On a problem of M. Talagrand

We address a special case of a conjecture of M. Talagrand relating two notions of "threshold" for an increasing family $\mathcal F$ of subsets of a finite set $V$. The full conjecture implies equivalence of the "Fractional Expectation-Threshold Conjecture," due to Talagrand and recently proved by the authors and B. Narayanan, and the (stronger) "Expectation-Threshold Conjecture" of the second author and G. Kalai.

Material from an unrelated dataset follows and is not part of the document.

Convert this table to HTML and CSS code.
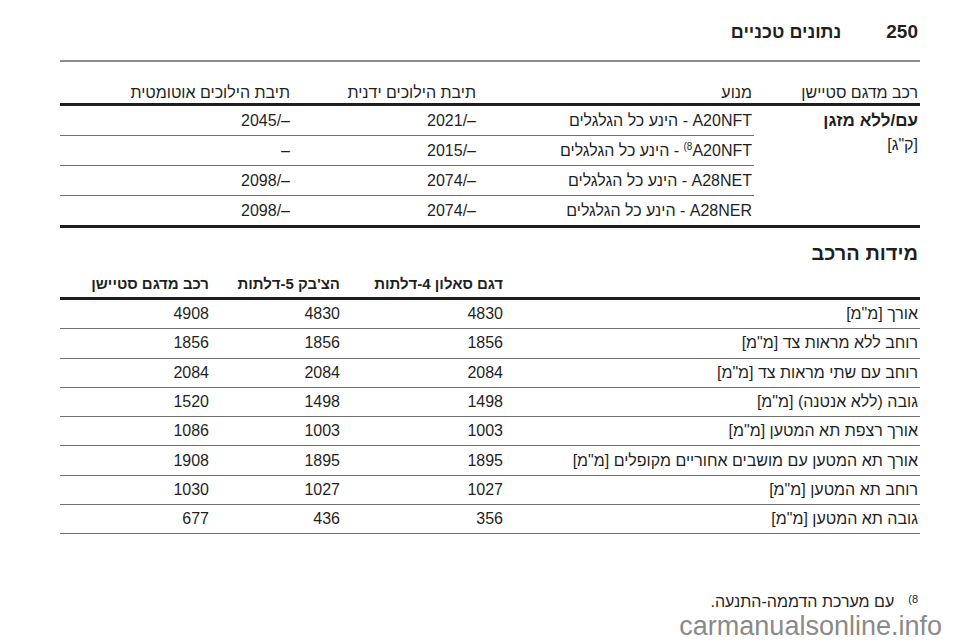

The conjecture under discussion here says there is a fixed $L$ such that if, for a given $\mathcal F$, $p\in [0,1]$ admits $\lambda:2^V \rightarrow \mathbb R^+$ with \[ \mbox{$\sum_{S\subseteq F}\lambda_S\ge 1 ~~\forall F\in \mathcal F$} \] and \[ \mbox{$\sum_S\lambda_Sp^{|S|} \le 1/2$} \] (a.k.a. $\mathcal F$ is weakly $p$-small), then $p/L$ admits such a $\lambda$ taking values in $\{0,1\}$ ($\mathcal F$ is $(p/L)$-small). Talagrand showed this when $\lambda$ is supported on singletons and suggested, as a more challenging test case, proving it when $\lambda$ is supported on pairs. The present work provides such a proof.